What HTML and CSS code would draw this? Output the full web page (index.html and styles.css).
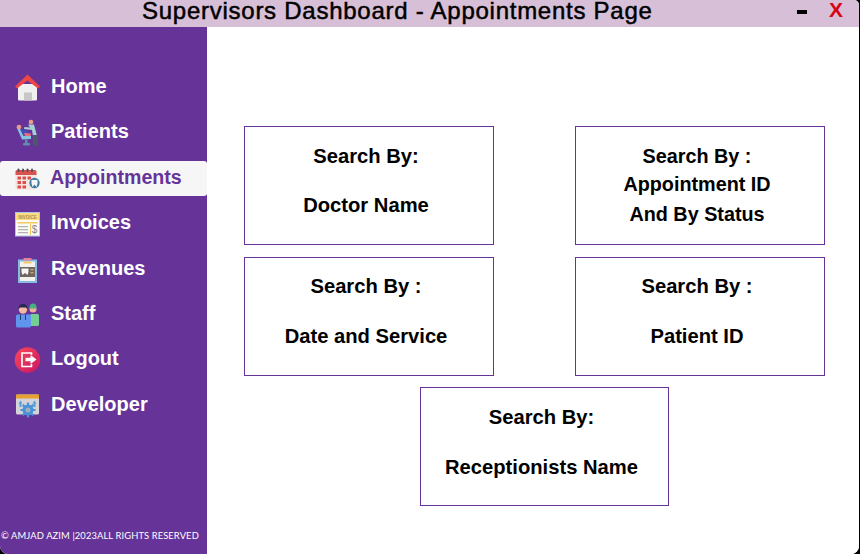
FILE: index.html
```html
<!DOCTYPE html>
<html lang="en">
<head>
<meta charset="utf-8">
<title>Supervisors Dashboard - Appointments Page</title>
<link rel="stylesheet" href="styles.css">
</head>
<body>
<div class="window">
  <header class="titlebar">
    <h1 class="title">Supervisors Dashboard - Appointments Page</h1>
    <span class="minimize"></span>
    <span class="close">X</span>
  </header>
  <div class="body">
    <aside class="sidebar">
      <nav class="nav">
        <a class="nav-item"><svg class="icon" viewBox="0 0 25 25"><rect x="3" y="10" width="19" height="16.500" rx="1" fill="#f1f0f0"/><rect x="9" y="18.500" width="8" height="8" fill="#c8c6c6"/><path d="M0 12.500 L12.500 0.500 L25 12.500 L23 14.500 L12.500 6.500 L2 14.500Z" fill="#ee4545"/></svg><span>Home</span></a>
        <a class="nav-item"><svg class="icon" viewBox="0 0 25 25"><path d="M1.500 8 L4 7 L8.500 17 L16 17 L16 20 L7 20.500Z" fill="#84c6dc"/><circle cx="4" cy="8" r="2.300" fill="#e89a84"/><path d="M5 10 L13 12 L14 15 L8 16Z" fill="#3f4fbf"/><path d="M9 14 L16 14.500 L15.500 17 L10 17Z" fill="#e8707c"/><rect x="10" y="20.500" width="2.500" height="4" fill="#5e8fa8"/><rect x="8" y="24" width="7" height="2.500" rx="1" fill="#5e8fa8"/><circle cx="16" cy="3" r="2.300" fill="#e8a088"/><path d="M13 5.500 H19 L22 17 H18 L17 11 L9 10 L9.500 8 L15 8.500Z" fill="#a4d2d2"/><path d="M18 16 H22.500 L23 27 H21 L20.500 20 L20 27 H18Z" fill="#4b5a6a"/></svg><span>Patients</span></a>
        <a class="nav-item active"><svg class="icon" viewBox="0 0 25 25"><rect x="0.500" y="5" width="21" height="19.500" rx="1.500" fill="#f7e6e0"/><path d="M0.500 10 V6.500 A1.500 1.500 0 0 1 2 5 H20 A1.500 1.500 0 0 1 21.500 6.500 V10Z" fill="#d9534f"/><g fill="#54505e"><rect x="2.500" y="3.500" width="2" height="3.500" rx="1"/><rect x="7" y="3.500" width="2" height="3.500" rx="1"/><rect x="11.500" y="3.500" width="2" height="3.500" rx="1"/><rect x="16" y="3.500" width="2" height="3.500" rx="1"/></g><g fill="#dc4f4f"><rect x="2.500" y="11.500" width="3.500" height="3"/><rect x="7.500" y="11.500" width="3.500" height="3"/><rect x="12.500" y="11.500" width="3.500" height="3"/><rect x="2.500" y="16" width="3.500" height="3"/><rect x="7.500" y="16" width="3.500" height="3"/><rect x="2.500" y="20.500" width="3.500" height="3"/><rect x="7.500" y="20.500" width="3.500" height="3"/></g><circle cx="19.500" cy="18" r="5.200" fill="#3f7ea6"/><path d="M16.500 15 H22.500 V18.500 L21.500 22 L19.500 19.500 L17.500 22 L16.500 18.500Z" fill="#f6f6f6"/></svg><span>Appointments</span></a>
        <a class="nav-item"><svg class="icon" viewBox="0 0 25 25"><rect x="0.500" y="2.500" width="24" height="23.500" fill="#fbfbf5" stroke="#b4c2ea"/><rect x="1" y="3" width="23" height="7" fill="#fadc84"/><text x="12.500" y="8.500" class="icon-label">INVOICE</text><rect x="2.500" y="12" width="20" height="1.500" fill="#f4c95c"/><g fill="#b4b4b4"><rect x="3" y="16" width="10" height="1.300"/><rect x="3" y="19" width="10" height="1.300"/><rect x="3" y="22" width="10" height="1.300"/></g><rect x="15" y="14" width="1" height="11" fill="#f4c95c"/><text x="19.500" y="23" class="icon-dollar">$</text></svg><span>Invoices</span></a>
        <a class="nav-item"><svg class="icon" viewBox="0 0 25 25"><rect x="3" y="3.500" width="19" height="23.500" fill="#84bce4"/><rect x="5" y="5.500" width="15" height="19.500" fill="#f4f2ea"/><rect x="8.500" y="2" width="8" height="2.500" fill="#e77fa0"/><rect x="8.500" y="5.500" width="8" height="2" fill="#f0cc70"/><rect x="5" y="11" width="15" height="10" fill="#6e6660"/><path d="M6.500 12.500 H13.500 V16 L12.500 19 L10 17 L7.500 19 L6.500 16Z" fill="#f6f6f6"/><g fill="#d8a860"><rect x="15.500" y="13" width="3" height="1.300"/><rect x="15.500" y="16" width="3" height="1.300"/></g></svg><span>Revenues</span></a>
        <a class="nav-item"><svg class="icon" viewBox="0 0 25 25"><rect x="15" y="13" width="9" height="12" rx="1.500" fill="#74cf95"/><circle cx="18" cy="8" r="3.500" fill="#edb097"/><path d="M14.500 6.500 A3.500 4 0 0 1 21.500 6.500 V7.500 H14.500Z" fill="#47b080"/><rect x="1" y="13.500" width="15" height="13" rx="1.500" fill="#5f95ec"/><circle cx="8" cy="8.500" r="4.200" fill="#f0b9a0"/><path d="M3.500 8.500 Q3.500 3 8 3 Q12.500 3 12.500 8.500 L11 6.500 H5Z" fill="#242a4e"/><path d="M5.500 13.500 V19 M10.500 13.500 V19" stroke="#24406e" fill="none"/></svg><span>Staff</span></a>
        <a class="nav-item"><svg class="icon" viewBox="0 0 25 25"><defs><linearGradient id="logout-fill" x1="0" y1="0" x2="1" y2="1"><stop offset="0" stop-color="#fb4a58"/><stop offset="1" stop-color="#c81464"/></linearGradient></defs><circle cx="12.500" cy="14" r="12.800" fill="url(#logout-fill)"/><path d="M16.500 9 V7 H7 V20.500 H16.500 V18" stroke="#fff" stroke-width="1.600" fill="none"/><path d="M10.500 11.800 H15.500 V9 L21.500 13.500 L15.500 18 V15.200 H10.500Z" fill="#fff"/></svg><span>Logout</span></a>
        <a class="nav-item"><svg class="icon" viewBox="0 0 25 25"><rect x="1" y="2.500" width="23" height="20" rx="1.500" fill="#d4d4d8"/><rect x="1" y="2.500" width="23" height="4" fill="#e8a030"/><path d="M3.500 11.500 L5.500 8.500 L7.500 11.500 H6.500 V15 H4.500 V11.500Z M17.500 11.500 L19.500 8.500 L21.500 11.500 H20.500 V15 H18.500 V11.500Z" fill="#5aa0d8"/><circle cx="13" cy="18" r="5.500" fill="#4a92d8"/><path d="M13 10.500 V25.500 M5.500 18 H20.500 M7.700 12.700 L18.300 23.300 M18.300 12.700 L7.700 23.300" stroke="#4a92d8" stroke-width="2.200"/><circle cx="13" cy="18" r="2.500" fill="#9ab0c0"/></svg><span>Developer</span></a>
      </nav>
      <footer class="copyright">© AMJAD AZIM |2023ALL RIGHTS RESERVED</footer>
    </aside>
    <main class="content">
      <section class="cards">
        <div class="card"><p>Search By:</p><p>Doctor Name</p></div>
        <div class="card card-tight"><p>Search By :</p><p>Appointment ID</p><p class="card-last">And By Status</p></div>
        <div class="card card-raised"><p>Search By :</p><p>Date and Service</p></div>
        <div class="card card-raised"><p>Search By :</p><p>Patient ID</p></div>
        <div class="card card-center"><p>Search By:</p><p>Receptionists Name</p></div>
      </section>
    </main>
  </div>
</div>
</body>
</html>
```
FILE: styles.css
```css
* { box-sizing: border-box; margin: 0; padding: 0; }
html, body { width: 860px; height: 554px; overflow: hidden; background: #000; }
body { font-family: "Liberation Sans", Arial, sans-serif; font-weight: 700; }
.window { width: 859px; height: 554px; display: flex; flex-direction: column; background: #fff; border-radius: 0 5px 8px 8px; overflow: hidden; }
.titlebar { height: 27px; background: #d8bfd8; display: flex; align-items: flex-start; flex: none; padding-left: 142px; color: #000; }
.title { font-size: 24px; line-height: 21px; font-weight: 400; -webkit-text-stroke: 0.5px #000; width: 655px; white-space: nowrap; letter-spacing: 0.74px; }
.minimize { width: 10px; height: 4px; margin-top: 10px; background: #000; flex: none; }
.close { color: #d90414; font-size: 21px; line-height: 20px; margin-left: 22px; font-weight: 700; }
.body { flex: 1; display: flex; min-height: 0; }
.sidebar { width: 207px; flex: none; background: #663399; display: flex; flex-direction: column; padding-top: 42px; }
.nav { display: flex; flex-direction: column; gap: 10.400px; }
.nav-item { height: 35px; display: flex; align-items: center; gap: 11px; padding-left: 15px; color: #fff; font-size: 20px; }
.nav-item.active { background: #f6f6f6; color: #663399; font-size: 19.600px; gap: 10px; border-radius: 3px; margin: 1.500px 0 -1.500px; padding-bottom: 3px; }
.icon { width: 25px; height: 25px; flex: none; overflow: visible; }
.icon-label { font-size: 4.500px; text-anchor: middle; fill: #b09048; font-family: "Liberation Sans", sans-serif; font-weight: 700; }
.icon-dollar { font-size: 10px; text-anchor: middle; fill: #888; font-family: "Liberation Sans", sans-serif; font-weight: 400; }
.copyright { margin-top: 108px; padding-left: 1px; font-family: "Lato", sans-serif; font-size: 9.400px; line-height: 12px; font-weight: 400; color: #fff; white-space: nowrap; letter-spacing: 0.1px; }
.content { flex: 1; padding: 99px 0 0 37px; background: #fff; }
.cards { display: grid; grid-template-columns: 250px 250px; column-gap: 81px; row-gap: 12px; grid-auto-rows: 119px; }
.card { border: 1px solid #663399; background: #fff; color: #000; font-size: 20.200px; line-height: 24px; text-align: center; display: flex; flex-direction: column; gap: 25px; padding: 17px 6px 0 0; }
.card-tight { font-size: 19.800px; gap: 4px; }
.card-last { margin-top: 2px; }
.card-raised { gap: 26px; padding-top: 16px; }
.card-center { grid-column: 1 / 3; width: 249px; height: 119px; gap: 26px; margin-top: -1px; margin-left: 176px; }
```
******
● Instructions to follow
Using the listing above, pick out each line that contains the word "index", then copy it.

● Answer for the task
What HTML and CSS code would draw this? Output the full web page (index.html and styles.css).
FILE: index.html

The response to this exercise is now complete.